[TASK STATEMENT] Pull out every line with the word "React".

[Records with interface code]
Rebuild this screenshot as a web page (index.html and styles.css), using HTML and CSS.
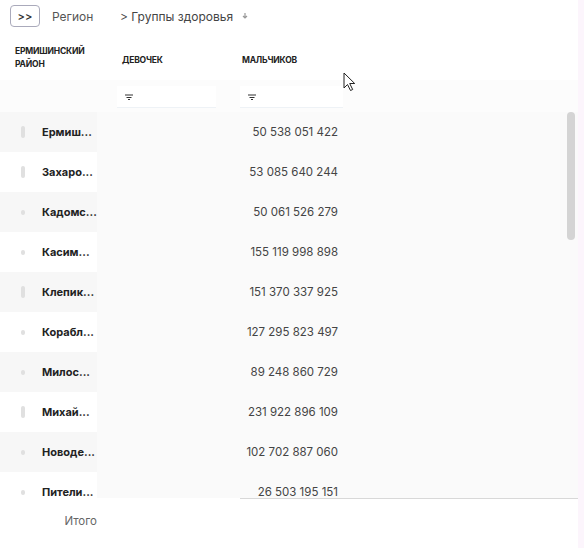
FILE: index.html
```html
<!DOCTYPE html>
<html lang="ru">
<head>
    <meta charset="UTF-8">
    <meta name="viewport" content="width=device-width, initial-scale=1.0">
    <title>Группы здоровья</title>
    <link rel="stylesheet" href="styles.css">
</head>
<body>

    <div class="page">
        <!-- Breadcrumbs -->
        <div class="toolbar">
            <button class="expand">&gt;&gt;</button>
            <span class="crumb faded">Регион</span>
            <span class="crumb">&gt; Группы здоровья</span>
            <svg class="crumb-icon" width="8" height="8" viewBox="0 0 8 8">
                <path d="M4 1v5M2 4l2 2 2-2" stroke="#999" stroke-width="1.2" fill="none"/>
            </svg>
        </div>

        <div class="table">
            <div class="head">
                <div class="head-name">Ермишинский район</div>
                <div class="head-col girls">Девочек</div>
                <div class="head-col boys">Мальчиков</div>
                <div></div>
            </div>

            <div class="filters">
                <div></div>
                <div class="filter girls"><svg width="8" height="6" viewBox="0 0 8 6"><path d="M0 1h8M1.5 3.5h5M3 5.5h2" stroke="#333" stroke-width="1"/></svg></div>
                <div class="filter boys"><svg width="8" height="6" viewBox="0 0 8 6"><path d="M0 1h8M1.5 3.5h5M3 5.5h2" stroke="#333" stroke-width="1"/></svg></div>
                <div></div>
            </div>

            <div class="body">
                <div id="rows"></div>
                <div class="scroll-thumb"></div>
            </div>

            <div class="foot">
                <div class="total">Итого</div>
                <div></div>
                <div class="foot-line first"></div>
                <div class="foot-line"></div>
            </div>
        </div>

        <!-- mouse pointer -->
        <svg class="pointer" width="13" height="20" viewBox="0 0 13 20">
            <path d="M1 1v15l3.5-3.5 3 6 2.2-1-3-6h5z" fill="#fff" stroke="#222" stroke-width="1"/>
        </svg>
    </div>

    <script>
        // short names as the grid shows them in a narrow column
        const districts = [
            { name: "Ермиш...", boys: "50 538 051 422", handle: "bar" },
            { name: "Захаро...", boys: "53 085 640 244", handle: "bar" },
            { name: "Кадомс...", boys: "50 061 526 279", handle: "dot" },
            { name: "Касим...", boys: "155 119 998 898", handle: "dot" },
            { name: "Клепик...", boys: "151 370 337 925", handle: "bar" },
            { name: "Корабл...", boys: "127 295 823 497", handle: "dot" },
            { name: "Милос...", boys: "89 248 860 729", handle: "dot" },
            { name: "Михай...", boys: "231 922 896 109", handle: "bar" },
            { name: "Новоде...", boys: "102 702 887 060", handle: "dot" },
            { name: "Пители...", boys: "26 503 195 151", handle: "dot" },
        ];

        const rows = document.getElementById('rows');
        districts.forEach((d, i) => {
            rows.innerHTML += `
                <div class="row ${i % 2 === 0 ? 'odd' : ''}">
                    <div class="name-cell"><span class="handle ${d.handle}"></span><span class="name">${d.name}</span></div>
                    <div class="cell"></div>
                    <div class="cell num">${d.boys}</div>
                    <div class="cell"></div>
                </div>
            `;
        });
    </script>
</body>
</html>
```

FILE: styles.css
```css
body {
    margin: 0;
    background-color: #fcf5fc;
    font-family: Inter, "Noto Sans", sans-serif;
    color: #222;
}

.page {
    position: relative;
    width: 578px;
    height: 548px;
    background-color: #fff;
    overflow: hidden;
}

.toolbar {
    display: flex;
    align-items: center;
    height: 32px;
    padding-left: 10px;
    font-size: 12px;
    color: #444;
}

.expand {
    width: 30px;
    height: 22px;
    padding: 0;
    border: 1px solid #aab;
    border-radius: 4px;
    background-color: #fff;
    font-family: inherit;
    font-size: 11px;
    font-weight: 600;
    color: #333;
}

.crumb {
    white-space: nowrap;
}

.crumb.faded {
    width: 48px;
    margin-left: 12px;
    margin-right: 20px;
    overflow: hidden;
    color: #555;
}

.crumb-icon {
    margin-left: 8px;
}

.head, .filters, .row, .foot {
    display: grid;
    grid-template-columns: 97px 123px 123px 1fr;
}

.head {
    height: 44px;
    margin-top: 4px;
    align-items: center;
}

.head-name {
    padding-left: 15px;
    padding-right: 2px;
    font-size: 8.5px;
    font-weight: 700;
    line-height: 13px;
    text-transform: uppercase;
    letter-spacing: -0.2px;
}

.head-col {
    font-size: 8.5px;
    font-weight: 700;
    text-transform: uppercase;
    letter-spacing: -0.2px;
    padding-top: 4px;
}

.head-col.girls {
    padding-left: 25px;
}

.head-col.boys {
    padding-left: 22px;
}

.filters {
    height: 32px;
    background-color: #fcfcfc;
}

.filter {
    display: flex;
    align-items: center;
    margin: 6px 4px 4px 20px;
    padding-left: 8px;
    background-color: #fff;
    border-bottom: 1px solid #eef2f6;
}

.filter.boys {
    margin-left: 20px;
    margin-right: 0;
}

.body {
    position: relative;
    height: 386px;
    overflow: hidden;
}

.row {
    height: 40px;
    align-items: center;
    background-color: #fafafa;
}

.row.odd .name-cell {
    background-color: #f7f7f7;
}

.name-cell {
    display: flex;
    align-items: center;
    height: 100%;
    background-color: #fff;
}

.handle {
    width: 4px;
    height: 12px;
    margin-left: 21px;
    margin-right: 17px;
    border-radius: 2px;
    background-color: #e0e0e0;
}

.handle.dot {
    height: 5px;
}

.name {
    white-space: nowrap;
    font-size: 11px;
    font-weight: 700;
    color: #222;
}

.cell {
    height: 100%;
}

.num {
    display: flex;
    align-items: center;
    justify-content: flex-end;
    padding-right: 5px;
    font-size: 11.5px;
    color: #444;
    white-space: nowrap;
}

.scroll-thumb {
    position: absolute;
    top: 0;
    right: 3px;
    width: 8px;
    height: 128px;
    border-radius: 4px;
    background-color: #d4d4d4;
}

.foot {
    height: 50px;
    background-color: #fff;
}

.total {
    padding-top: 16px;
    text-align: right;
    font-size: 11.5px;
    color: #666;
}

.foot-line {
    border-top: 1px solid #d8d8d8;
}

.foot-line.first {
    margin-left: 20px;
}

.pointer {
    position: absolute;
    left: 343px;
    top: 72px;
}
```
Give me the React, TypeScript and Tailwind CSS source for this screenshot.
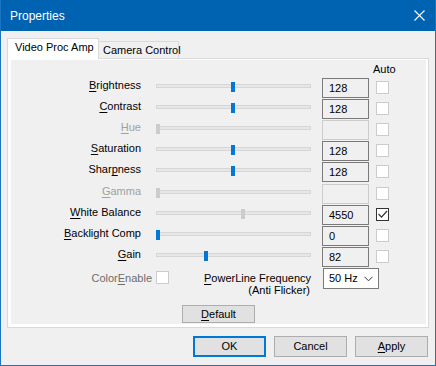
import React from 'react';

type Row = {
  label: string;
  key: number;
  value: string;
  pos: number;
  disabled?: boolean;
  thumbGray?: boolean;
  auto?: boolean;
  extraTop?: boolean;
};

const rows: Row[] = [
  { label: 'Brightness', key: 0, value: '128', pos: 75 },
  { label: 'Contrast', key: 0, value: '128', pos: 75 },
  { label: 'Hue', key: 0, value: '', pos: 0, disabled: true },
  { label: 'Saturation', key: 0, value: '128', pos: 75 },
  { label: 'Sharpness', key: 4, value: '128', pos: 75 },
  { label: 'Gamma', key: 0, value: '', pos: 0, disabled: true, extraTop: true },
  { label: 'White Balance', key: 0, value: '4550', pos: 85, thumbGray: true, auto: true },
  { label: 'Backlight Comp', key: 0, value: '0', pos: 0 },
  { label: 'Gain', key: 0, value: '82', pos: 48 },
];

function Accel({ text, at }: { text: string; at: number }) {
  return (
    <>
      {text.slice(0, at)}
      <span className="underline decoration-1 underline-offset-[2px]">{text[at]}</span>
      {text.slice(at + 1)}
    </>
  );
}

function Checkbox({ checked }: { checked?: boolean }) {
  return (
    <div className={`h-[13px] w-[13px] border bg-white ${checked ? 'border-[#333333]' : 'border-[#cccccc]'}`}>
      {checked && (
        <svg width="11" height="11" viewBox="0 0 11 11" className="block">
          <polyline points="1.5,5 4.5,8.2 10,2" fill="none" stroke="#333333" strokeWidth="1.2" />
        </svg>
      )}
    </div>
  );
}

function SliderRow({ row }: { row: Row }) {
  const thumbColor = row.disabled || row.thumbGray ? 'bg-[#cccccc]' : 'bg-[#0078d7]';
  return (
    <div className={`flex h-[21px] items-start ${row.extraTop ? 'mt-px' : ''}`}>
      <div className={`w-[130px] pt-px text-right leading-[13px] ${row.disabled ? 'text-[#a0a0a0]' : 'text-black'}`}>
        <Accel text={row.label} at={row.key} />
      </div>
      <div className="relative ml-[15px] h-[20px] w-[155px]">
        <div className="mt-[6px] h-[4px] border border-[#d6d6d6] bg-[#e7e7e7]" />
        <div className={`absolute top-[4px] h-[10px] w-[4px] ${thumbColor}`} style={{ left: row.pos }} />
      </div>
      <div
        className={`ml-[11px] h-[20px] w-[47px] border pl-[6px] leading-[18px] ${
          row.disabled ? 'border-[#cccccc]' : 'border-[#7a7a7a]'
        }`}
      >
        {row.value}
      </div>
      <div className="ml-[7px] mt-[3px]">
        <Checkbox checked={row.auto} />
      </div>
    </div>
  );
}

export default function App() {
  return (
    <div className="flex h-[366px] w-[436px] flex-col whitespace-nowrap border-x border-b border-[#1a73c3] bg-[#f0f0f0] font-['Liberation_Sans',Arial,sans-serif] text-[11px] text-black">
      {/* title bar */}
      <div className="flex h-[31px] shrink-0 items-center justify-between bg-[#0063b1] pl-[9px] pr-[10px] text-[12px] text-white">
        <span>Properties</span>
        <svg width="11" height="11" viewBox="0 0 11 11">
          <path d="M0.5 0.5 L10.5 10.5 M10.5 0.5 L0.5 10.5" stroke="white" strokeWidth="1.1" />
        </svg>
      </div>

      <div className="px-[6px] pt-[7px]">
        {/* tabs */}
        <div className="flex h-[20px] items-end">
          <div className="relative z-10 -mb-px h-[21px] w-[92px] border-x border-t border-[#d9d9d9] bg-white pl-[7px] pt-[2px] leading-[13px]">
            Video Proc Amp
          </div>
          <div className="h-[17px] w-[80px] border-r border-t border-[#d9d9d9] bg-[#f0f0f0] pl-[4px] pt-[2px] leading-[13px]">
            Camera Control
          </div>
        </div>

        {/* tab page */}
        <div className="h-[270px] w-[422px] border border-[#d9d9d9] bg-white pb-[3px] pl-[3px] pr-[2px] pt-px">
          <div className="h-full bg-[#f0f0f0]">
            <div className="h-[18px] pl-[362px] pt-[3px] leading-[13px]">Auto</div>

            {rows.map((row) => (
              <SliderRow key={row.label} row={row} />
            ))}

            {/* color enable / powerline */}
            <div className="flex h-[21px] items-start">
              <div className="w-[141px] pt-[4px] text-right leading-[13px] text-[#6d6d6d]">
                <Accel text="ColorEnable" at={5} />
              </div>
              <div className="ml-[4px] mt-[3px]">
                <Checkbox />
              </div>
              <div className="ml-[35px] w-[106px] pt-[4px] text-right leading-[12px]">
                <div className="pr-[3px]">
                  <Accel text="PowerLine Frequency" at={0} />
                </div>
                <div>(Anti Flicker)</div>
              </div>
              <div className="ml-[13px] flex h-[21px] w-[56px] items-center justify-between border border-[#7a7a7a] bg-white pl-[5px] pr-[5px]">
                <span>50 Hz</span>
                <svg width="9" height="6" viewBox="0 0 9 6">
                  <polyline points="0.5,0.8 4.5,4.8 8.5,0.8" fill="none" stroke="#333333" strokeWidth="1" />
                </svg>
              </div>
            </div>

            <div className="mt-[16px] pl-[171px]">
              <div className="flex h-[18px] w-[73px] items-center justify-center border border-[#adadad] bg-[#e1e1e1]">
                <Accel text="Default" at={0} />
              </div>
            </div>
          </div>
        </div>

        {/* dialog buttons */}
        <div className="mt-[8px] flex justify-end gap-[8px] pr-[1px]">
          <div className="flex h-[21px] w-[73px] items-center justify-center border-2 border-[#0078d7] bg-[#e1e1e1]">OK</div>
          <div className="flex h-[21px] w-[73px] items-center justify-center border border-[#adadad] bg-[#e1e1e1]">Cancel</div>
          <div className="flex h-[21px] w-[73px] items-center justify-center border border-[#adadad] bg-[#e1e1e1]">
            <Accel text="Apply" at={0} />
          </div>
        </div>
      </div>
    </div>
  );
}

[FULL ANSWER]
Give me the React, TypeScript and Tailwind CSS source for this screenshot.
import React from 'react';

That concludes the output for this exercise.